Welcome to the Beginning Crochet lessons from Crochet is the Way! You're either here because you want to learn to crochet, or you're a return reader wondering why I'm now finally getting to my series for beginners... Either way, you'll find I throw a lot of nonsense into a no-nonsense lesson. Whaaaat? ...Exactly. I want you to know more than just how to make a stitch, I want you to know how to use it and how to make it better, all while making it easier. And I try to throw some fun in when I can, because crochet should be fun! But don't think you'll get away with telling this teacher the dog ate your homework... There won't be any, and I've already used that excuse anyway.
When learning to crochet, the very first stitch you will need to learn is the chain. This is the stitch you will use to begin your project.* It's the stitch that will start your rows or rounds. The motion of making the stitch - yarn over, pull through a loop - can be found in every crochet stitch. The chain is the easiest stitch to make, but the foundation of crochet itself lies in this simple little loop of yarn.
That sounds like too much technical stuff, doesn't it? I just wanted to pay homage to this easy little stitch that often gets under-appreciated. Let's see if I can redeem myself with all those extra tips for your beginning adventures in crochet! This tutorial is so much more than just "how to make a chain stitch". First, I'll show you two different methods for beginning. Then, I'll show the way I prefer to begin my crochet. Follow along and you can decide which method you like best:
-Many choose to begin with a "slip knot on the hook". Here you see the typical tightened slipknot. This will leave a tiny hard lump at the beginning of your work, but its barely noticeable. Tightening the knot will make your first loop more stable, so it's easier to work into. With this method, the loop will not count as a stitch. Start counting when you make the first chain.
-Here you can see an example of a knot that hasn't been tightened so that it can be used as a stitch. In this case, the loose knot would be counted as a stitch, but you never count the loop on your hook.
At first it can be hard to work into a "free-floating" stitch without tightening it. I used a tightened slipknot for years after I learned to crochet, just because I was afraid my work would unravel without that knot. (It won't, if you weave your ends in right! Learn to trust that.) Although I highly recommend learning this method from the start, use whatever you're most comfortable with.
-I'm beginning with a really short tail here, so you can see the end of it. You should begin with a tail of at least 6" (15 cm). Starting with the tail in front of the hook, yarn over the hook with the working yarn.
-Notice how I'm holding the "loop" secure on the hook with my index finger. I'll get my hands out of the way for the next step, then show you how to keep the loop from slipping or tightening.
-To make a chain, yarn over the hook from back to front. The tail should cross behind the working yarn. This is where you will hold the stitch while you work.
-Holding the loop secure, grab the working yarn with the hook. Rotate the throat of the hook slightly downwards as you pull the working yarn through the loop on the hook.

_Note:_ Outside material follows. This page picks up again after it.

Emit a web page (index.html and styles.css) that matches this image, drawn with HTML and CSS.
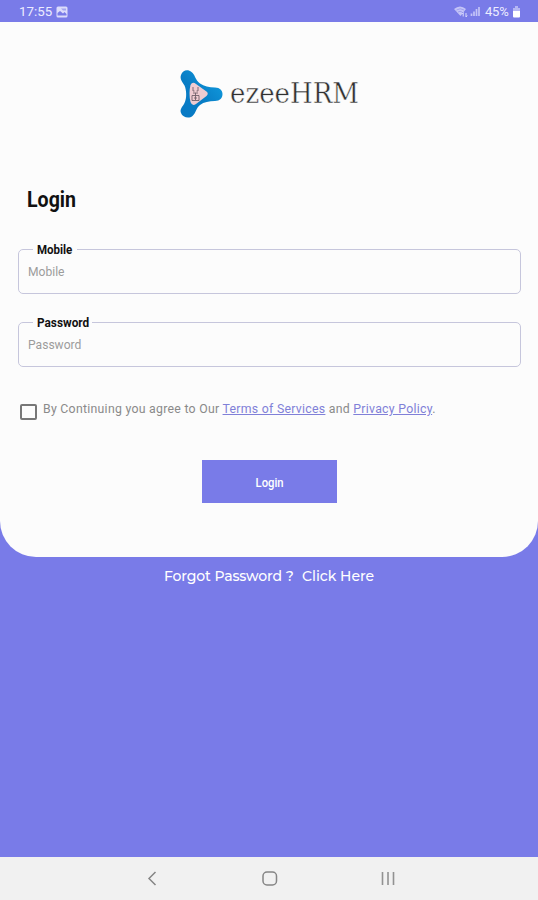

-As before, the loop on the hook does not count as a stitch. The loop just made counts as your first chain stitch. Highlighted in the picture you can see the front loop, back loop, and base loop (also known as the bottom bar) of the chain.
-Avoid pulling your tail! If you pull the tail the stitch will tighten, creating the slipknot you saw in the first example. Then the loop on your hook will just be a loop on your hook, and you won't have a chain made.
-To create additional chains, just yarn over, then pull through the loop on the hook. To avoid tightening the first stitch, hold the beginning chain secure as you did when creating the first loop on the hook.
-Now, let's talk tension! Most crocheters think that the way you hold your yarn controls your tension... And it does, to some extent. But what does "tension" mean, really? It's not necessarily how tight the yarn is traveling from your hand to your hook... It's how tight the loop is that you create.
-Holding too much tension on the working yarn can make your stitches too tight, but you can correct that by making sure you pull your loops up higher. Always make sure there is a slight gap between the hook and the "V" (the base) of the stitch before you pull your yarn through. In time, you will find a comfortable medium between your yarn and hook hands.
-I'll never teach you the standard "right" way to hold your yarn or hook, because I don't believe in it. I will teach you to never strain yourself. If your hand tends to cramp or get sore from working a certain way, then find a different method.
So, now you know how to make a chain stitch. You'll probably spend some time getting comfortable with how to hold a hook and yarn, correcting your tension, and learning how to count chains... Well, maybe you should, but maybe you're like this crocheter that tried to jump into learning every basic stitch in a day. Anyway, the next step is to learn the slip stitch, then the single crochet. You'll find even more tips and tricks in my next tutorials!
*I mentioned in the opening that the chain stitch "is the stitch you will use to begin your project", but that's not always true! As a beginner, chances are that you will most likely use the chain stitch as the base of your crochet. But don't forget about alternative methods such as the Magic Circle, also known as the Magic Loop or Ring. You can also begin rows with foundation stitches, a method where an extra loop is pulled up to create the base chain for the next stitch. These can be difficult to work until you're more comfortable with things like tension and finding/counting stitches, but they're great tricks to learn!